Just turned forty-three. I really thought I’d have a nemesis by now. There’s a duck at the park I don’t like, but that’s about it.
Welcome to adulthood.
You get mad when they rearrange your grocery store now.
We tested 3 new dishwashers at Home Depot before the salesperson made us take our dirty dishes back out to the car.
20s: lol
30s: omg
40s: wtf
Me: You’re kidnapping me? Where’re we going? Can we feed my cats first? Is there a ransom? Cool van. My name-
Him: Changed my mind. Get out.
[Last day of school for the year]
Kids: Yay!
Parents: [checking to see when first day of school is]
I went outside without makeup on. A child cried and I think a bird flew into a window on purpose.
Her: Where ya been?
Me: At the cemetery.
Her: Someone dead?
Me: Yeah. All of them.
ER Dr: What are you doing?
Me: I’m decorating.
ER Dr: Why?
Me: According to my bill I live here now.
If I had to vote in the American election based on my gut, I’d choose pizza for president every time.
Boss “Are you high?”
Me “If I was high could I do this?”
*Inserts a USB into it’s port the right way up 1st time”
If your wife asks “would you like the fan turned on?” the only correct answer is get up and turn the fan on.
Gordon Ramsay walks into my basement. YOU CALL THIS METH? I WOULDN’T LET MY DOG SMOKE THIS. *smashes beakers* YOU DONKEY *massive explosion*
The supermarket cashier asked me ‘if I found everything today’ to which I answered ‘why, are you hiding things?’. She looked confused. I laughed awkwardly. We packed everything away in silence.
Another wedding, another chance to show the family I still have a drinking problem.
My local radio station is asking people to send in funny photographs taken when you were pissed.
So I’ve sent in my wedding album.
I found a message in a bottle. It said:
“The girl at the end of the bar is a lot hotter than she was 2 hours ago.”

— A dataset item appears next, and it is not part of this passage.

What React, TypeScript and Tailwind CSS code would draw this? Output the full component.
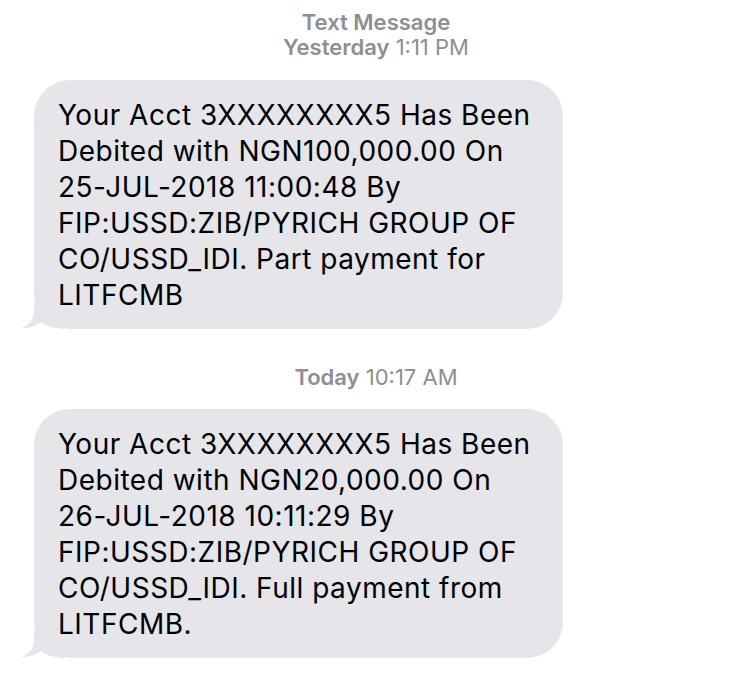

Friend: Can you drive me to work next week?
Me: What time?
F: 6 AM
M: 6 AM?! Hold on….
*pushes my car off a bridge*
M: I’m back. No.
My 7 year-old son had a playdate with a girl yesterday. After about 10 mins he asked if she wanted to go upstairs and see his ‘pound machine’. Somewhat concerned, we followed them up and found them taking turns standing on the bathroom scale.
Crisis averted, for now.
dictator is short for richard potato
I’m not an alcoholic. I only go to the liquor store every day because they ask to see my ID & therefore must think I look young & pretty.
“I’m going to work.”
“Okay.”
“Will you miss me?”
“Yeah, sure.”
“Gee, don’t sound so heartbroken.”
“NO! PLEASE DON’T LEAVE ME!!”
“Now you’re just being patronizing.”
“What is it you want from me, Sue?”
Kidnapper: We’ve kidnapped your son.
My dad: Please let me speak to him.
Kidnapper: He’s here.
My dad: You left the fan on, again.
twitter is a journey
4: I’M GONNA RIP YOUR EYEBALLS OUT
Me: Stop yelling violent things
4: *whispers* I’m gonna rip your eyeballs out
I hop around on one foot a lot because the other foot is usually in my mouth.